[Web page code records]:
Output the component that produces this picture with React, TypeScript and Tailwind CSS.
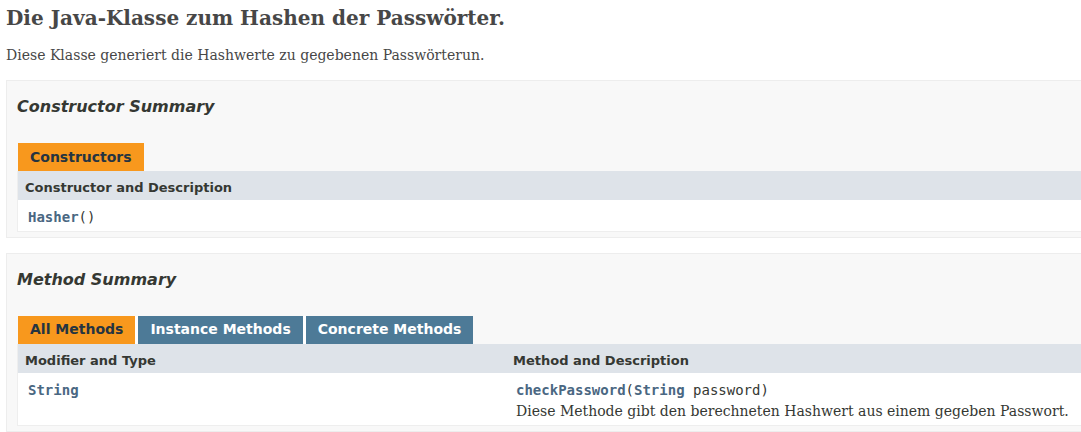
import React from 'react';

const sans = "font-['DejaVu_Sans',_'Liberation_Sans',_sans-serif]";
const serif = "font-['DejaVu_Serif',_'Liberation_Serif',_serif]";
const mono = "font-['DejaVu_Sans_Mono',_'Liberation_Mono',_monospace]";

const Link: React.FC<{ children: React.ReactNode }> = ({ children }) => (
  <span className="font-bold text-[#4a6782]">{children}</span>
);

const Tab: React.FC<{ label: string; active?: boolean; gap?: boolean }> = ({ label, active, gap }) => (
  <div
    className={`h-[28px] flex items-center px-[12px] text-[14px] font-bold ${
      active ? 'bg-[#f8981d] text-[#253441]' : 'bg-[#4d7a97] text-white'
    } ${gap ? 'border-r-[3px] border-white box-content' : ''}`}
  >
    {label}
  </div>
);

const Panel: React.FC<{ title: string; children: React.ReactNode }> = ({ title, children }) => (
  <div className="border border-[#ededed] bg-[#f8f8f8] pl-[10px] pr-[20px] pb-[5px]">
    <h3 className={`pt-[16px] mb-[26px] text-[16px] leading-[20px] font-bold italic text-[#353833] ${sans}`}>
      {title}
    </h3>
    {children}
  </div>
);

export default function App() {
  return (
    <div className="w-[1081px] overflow-hidden bg-white">
      <div className={`w-[1130px] pl-[6px] text-[#353833] ${sans}`}>
        <h2 className={`pt-[6px] text-[20px] leading-[24px] font-bold text-[#474747] ${serif}`}>
          Die Java-Klasse zum Hashen der Passwörter.
        </h2>
        <p className={`mt-[15px] text-[14px] leading-[20px] text-[#474747] ${serif}`}>
          Diese Klasse generiert die Hashwerte zu gegebenen Passwörterun.
        </p>

        <div className="mt-[15px] flex flex-col gap-[15px]">
          <Panel title="Constructor Summary">
            <div className="flex pl-px">
              <Tab label="Constructors" active />
            </div>
            <div className="border-x border-b border-[#eeeeee]">
              <div className="bg-[#dee3e9] pl-[7px] pt-[8px] pb-[3px] text-[13px] leading-[18px] font-bold">
                Constructor and Description
              </div>
              <div className={`bg-white pl-[10px] pt-[8px] pb-[3px] text-[14px] leading-[19.6px] ${mono}`}>
                <Link>Hasher</Link>()
              </div>
            </div>
          </Panel>

          <Panel title="Method Summary">
            <div className="flex pl-px">
              <Tab label="All Methods" active gap />
              <Tab label="Instance Methods" gap />
              <Tab label="Concrete Methods" />
            </div>
            <div className="border-x border-b border-[#eeeeee]">
              <div className="flex bg-[#dee3e9] pt-[8px] pb-[3px] text-[13px] leading-[18px] font-bold">
                <div className="w-[488px] pl-[7px]">Modifier and Type</div>
                <div className="pl-[7px]">Method and Description</div>
              </div>
              <div className="flex bg-white pt-[8px] pb-[3px] text-[14px] leading-[19.6px]">
                <div className={`w-[488px] pl-[10px] ${mono}`}>
                  <Link>String</Link>
                </div>
                <div className="pl-[10px]">
                  <div className={mono}>
                    <Link>checkPassword</Link>(<Link>String</Link> password)
                  </div>
                  <div className={`mt-[2px] text-[#353833] ${serif}`}>
                    Diese Methode gibt den berechneten Hashwert aus einem gegeben Passwort.
                  </div>
                </div>
              </div>
            </div>
          </Panel>
        </div>
      </div>
    </div>
  );
}
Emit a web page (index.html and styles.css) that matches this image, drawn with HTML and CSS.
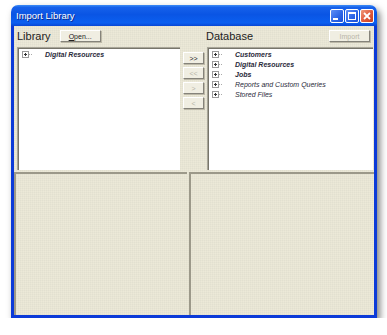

[What you have to do]: Except for the pictures, reproduce every line exactly.

[Solution]:
Output the component that produces this picture with React, TypeScript and Tailwind CSS.
import React from 'react';

const sans = "font-['DejaVu_Sans',_'Liberation_Sans',_sans-serif]";
const serif = "font-['DejaVu_Serif',_'Liberation_Serif',_serif]";
const mono = "font-['DejaVu_Sans_Mono',_'Liberation_Mono',_monospace]";

const Link: React.FC<{ children: React.ReactNode }> = ({ children }) => (
  <span className="font-bold text-[#4a6782]">{children}</span>
);

const Tab: React.FC<{ label: string; active?: boolean; gap?: boolean }> = ({ label, active, gap }) => (
  <div
    className={`h-[28px] flex items-center px-[12px] text-[14px] font-bold ${
      active ? 'bg-[#f8981d] text-[#253441]' : 'bg-[#4d7a97] text-white'
    } ${gap ? 'border-r-[3px] border-white box-content' : ''}`}
  >
    {label}
  </div>
);

const Panel: React.FC<{ title: string; children: React.ReactNode }> = ({ title, children }) => (
  <div className="border border-[#ededed] bg-[#f8f8f8] pl-[10px] pr-[20px] pb-[5px]">
    <h3 className={`pt-[16px] mb-[26px] text-[16px] leading-[20px] font-bold italic text-[#353833] ${sans}`}>
      {title}
    </h3>
    {children}
  </div>
);

export default function App() {
  return (
    <div className="w-[1081px] overflow-hidden bg-white">
      <div className={`w-[1130px] pl-[6px] text-[#353833] ${sans}`}>
        <h2 className={`pt-[6px] text-[20px] leading-[24px] font-bold text-[#474747] ${serif}`}>
          Die Java-Klasse zum Hashen der Passwörter.
        </h2>
        <p className={`mt-[15px] text-[14px] leading-[20px] text-[#474747] ${serif}`}>
          Diese Klasse generiert die Hashwerte zu gegebenen Passwörterun.
        </p>

        <div className="mt-[15px] flex flex-col gap-[15px]">
          <Panel title="Constructor Summary">
            <div className="flex pl-px">
              <Tab label="Constructors" active />
            </div>
            <div className="border-x border-b border-[#eeeeee]">
              <div className="bg-[#dee3e9] pl-[7px] pt-[8px] pb-[3px] text-[13px] leading-[18px] font-bold">
                Constructor and Description
              </div>
              <div className={`bg-white pl-[10px] pt-[8px] pb-[3px] text-[14px] leading-[19.6px] ${mono}`}>
                <Link>Hasher</Link>()
              </div>
            </div>
          </Panel>

          <Panel title="Method Summary">
            <div className="flex pl-px">
              <Tab label="All Methods" active gap />
              <Tab label="Instance Methods" gap />
              <Tab label="Concrete Methods" />
            </div>
            <div className="border-x border-b border-[#eeeeee]">
              <div className="flex bg-[#dee3e9] pt-[8px] pb-[3px] text-[13px] leading-[18px] font-bold">
                <div className="w-[488px] pl-[7px]">Modifier and Type</div>
                <div className="pl-[7px]">Method and Description</div>
              </div>
              <div className="flex bg-white pt-[8px] pb-[3px] text-[14px] leading-[19.6px]">
                <div className={`w-[488px] pl-[10px] ${mono}`}>
                  <Link>String</Link>
                </div>
                <div className="pl-[10px]">
                  <div className={mono}>
                    <Link>checkPassword</Link>(<Link>String</Link> password)
                  </div>
                  <div className={`mt-[2px] text-[#353833] ${serif}`}>
                    Diese Methode gibt den berechneten Hashwert aus einem gegeben Passwort.
                  </div>
                </div>
              </div>
            </div>
          </Panel>
        </div>
      </div>
    </div>
  );
}
Emit a web page (index.html and styles.css) that matches this image, drawn with HTML and CSS.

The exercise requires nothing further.